The new trailer for London Has Fallen is pretty much a blueprint for how to make a silly disaster movie. There’s a highly improbable plot to bring a city to its knees. There’s one man who can save us all. There’s Morgan Freeman. And, of course, there is wanton destruction of beloved national monuments, in this case Trafalgar Square, The Houses of Parliament and Angela Bassett. Iconic landmarks are always tipping over in movies. Here are some of the most notable.
The Eiffel Tower – G.I. Joe: The Rise of Cobra
Such indignity suffered by such an elegant building. In Stephen Sommers’ thoroughly daft take on the super-soldier toy line, a baddy invents tiny robots that can devour anything. In the film’s key scene these tiny robots sink their little metal teeth into Paris’ favourite landmark, turning it to sludge in a storm of ropey CG. Zut alors.
The Millennium Bridge – Harry Potter and the Half-Blood Prince
In the moody opening to the sixth Harry Potter movie the Death Eaters, i.e. the bad wizards, are openly attacking London, smashing up shops and being very unkind to the unsuspecting muggles. They cap their assault by untangling the twisty Millennium Bridge.
The White House – Independence Day
Perhaps the most famous landmark destruction in cinematic history, it’s the perfect combination of digital and practical effects and the ideal way for the aliens to make very clear that they have not come in peace. They built an entire, intricately detailed model of the White House just to blow it up. God, we love films.

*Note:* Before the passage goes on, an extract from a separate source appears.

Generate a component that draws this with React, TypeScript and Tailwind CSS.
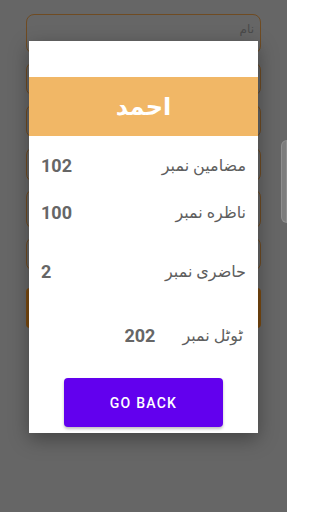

The Kremlin – Mission Impossible: Ghost Protocol
The Mission Impossible series has wrecked plenty of things in the name of entertainment: the Channel Tunnel, the Burj Khalifa, bits of the Vatican. It’s biggest mess was made, though, when the Kremlin was reduced to rubble by the bad guys in order to frame Tom Cruise and co. in the fourth Mission Impossible.
The London Eye – Fantastic Four: Rise of the Silver Surfer
In what felt like a weird sop to the London tourist board, the flabby second Fantastic Four movie spent an awful lot of time in the UK capital. There the superpowered quartet try to stop the London Eye tipping over and then go off for some bowling at the Trocadero, or something.
The Statue of Liberty – Cloverfield
This monster movie announced itself with a cracking teaser. A group of exceptionally good-looking young people are at a New Year’s Eve party when an explosion pulls them out onto the streets. As they stand terrified, the head of the Statue of Liberty crashes to the ground in front of them. the trailer ended with just a date, not even a title. Terrific.
Mount Rushmore – Superman II
Such a daft, fun throwaway gag. Zod and his sidekick villains fly past Mount Rushmore and zap its presidents so they show the faces of Zod and co instead. There’s one left over so they just turn poor old Abraham Lincoln into rubble.
The Golden Gate Bridge – It Came From Beneath The Sea
San Francisco’s landmark has been repeatedly subject to battery on film, failing to survive Superman, X-Men 3 and Monsters vs. Aliens. But our pick is 1955’s It Came From Beneath The Sea, in which a giant squid gives the bridge an overly enthusiastic hug, mostly because Ray Harryhausen’s stop-motion animation is eternally charming.
Grand Central Station – Armageddon
Most of New York gets a pasting in Michael Bay’s meteor-action spectacular. It’s particularly upsetting when the gorgeous Chrysler building gets beheaded. But look what he does to the lovely Grand Central Station. That’s going to play merry havoc with the train timetables.
The Vatican – 2012
Roland Emmerich (Independence Day, The Day After Tomorrow) obliterates the world again, this time using the excuse of a Mayan prophecy that the world would end in 2012. In a scene that is actually quite political if you think about it – telling the world’s religious that even their god cannot save them – Emmerich smushes the Vatican and all its frocked inhabitants.
The Sphinx – Team America: World Police
This is very low-tech, but that’s the point. Trey Parker and Matt Stone, creators of South Park, used marionettes for their comedy about terrorists and American jingoism. So when a couple of terrorists in a jeep careen into the face of the ancient Egyptian Sphinx it doesn’t cause a hail of digital debris. Its head just plops off.
The Colosseum – The Core
For all of its iconic monuments, Rome features rarely in disaster movies. Mostly forgettable early-00s pic The Core, in which the Earth’s core stops spinning, causing our weather to go haywire, had a good go at breaking Italy’s ancient city. The Colosseum is hit by so much lightning that it glows and then explodes. We’re not entirely clear on the science of that.